Ultimately, perhaps, there may be a risk of seeing only the challenges, and not perhaps grasping all the opportunities that complex, overlapping, often difficult-to-manage security stacks offer.

“I repeatedly remind myself that we’re working in a virtual world – a manmade environment,” Black said. “Yes, we’re having commercial discussions about solutions and options – but we own the terrain. We can create conditions where the sky is green rather than blue. Yet we don’t give ourselves license to be as innovative as we can. Let’s invest in a bit more creativity and ingenuity, and come up with some really funky solutions. And at that point you can start having a conversation about whether you need to consolidate or not, because by then you’ve thought about what you want to achieve.”
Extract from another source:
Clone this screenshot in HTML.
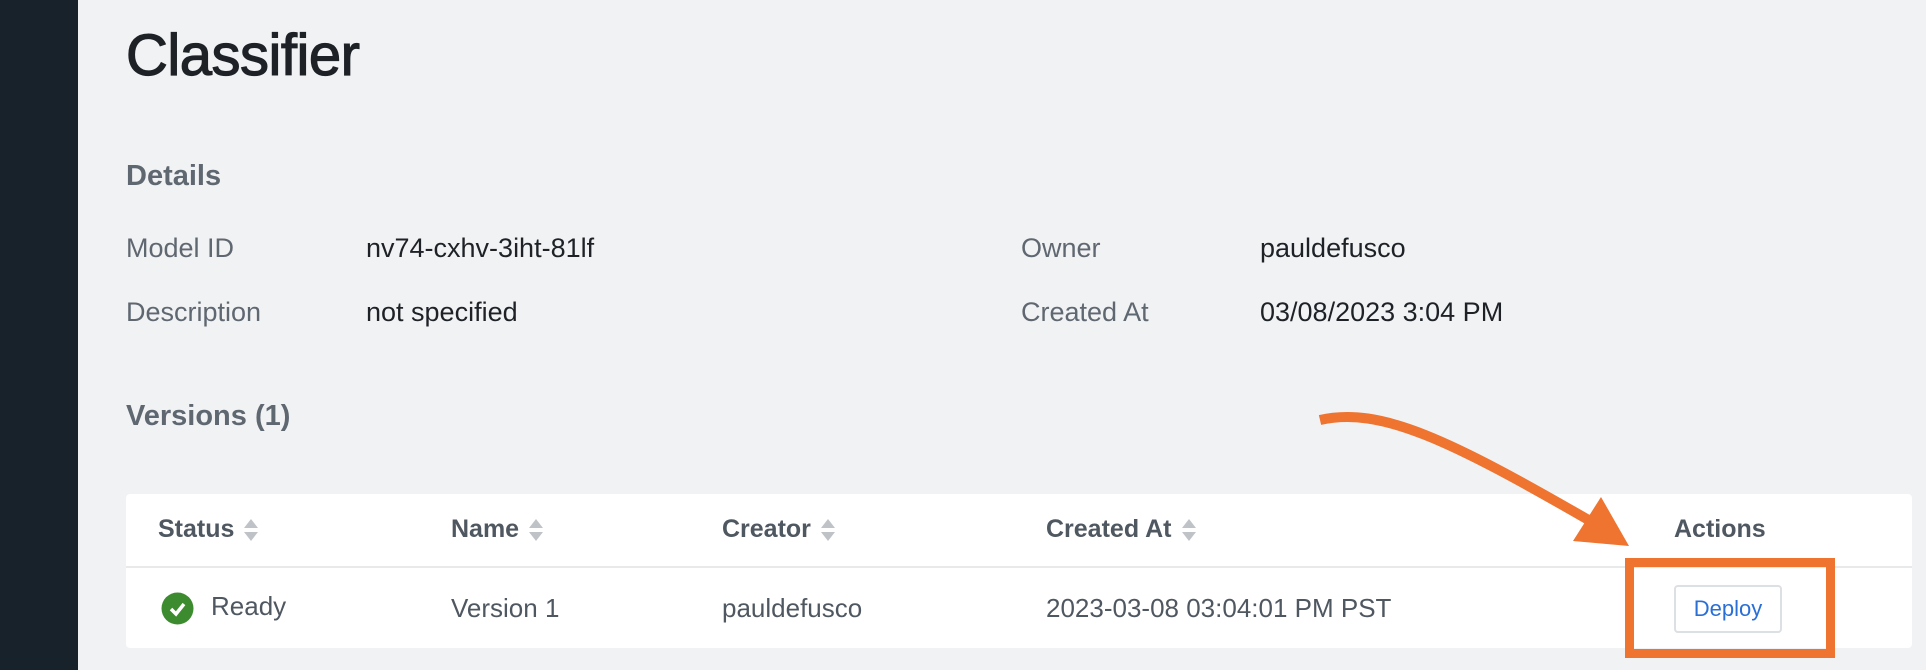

There is also opportunity in the design and development of the stack, if it can be thought about early enough.

“If you’re a company that has money, then think about how to build your technology stack from the ground up,” Abiaad said. “Think of getting your foundation right, then building your walls and putting the roof on. If you don’t have money, then just start shooting at the house and see what crumbles, then invest there.”

“The path to consolidation is always going to be outcome-based,” Went concluded. “There is no better way to understand if the technology is actually capable of consolidating than hearing from product management. I never get customers or prospective customers asking me, ‘Can we talk to product management, and can they show us the roadmap of the ability to consolidate multiple technologies?’ If it’s a hike or if it’s a short sprint, then you have some proof that the technology is capable of being agile enough to integrate and provide interoperability. They should be able to pivot and do that for you.”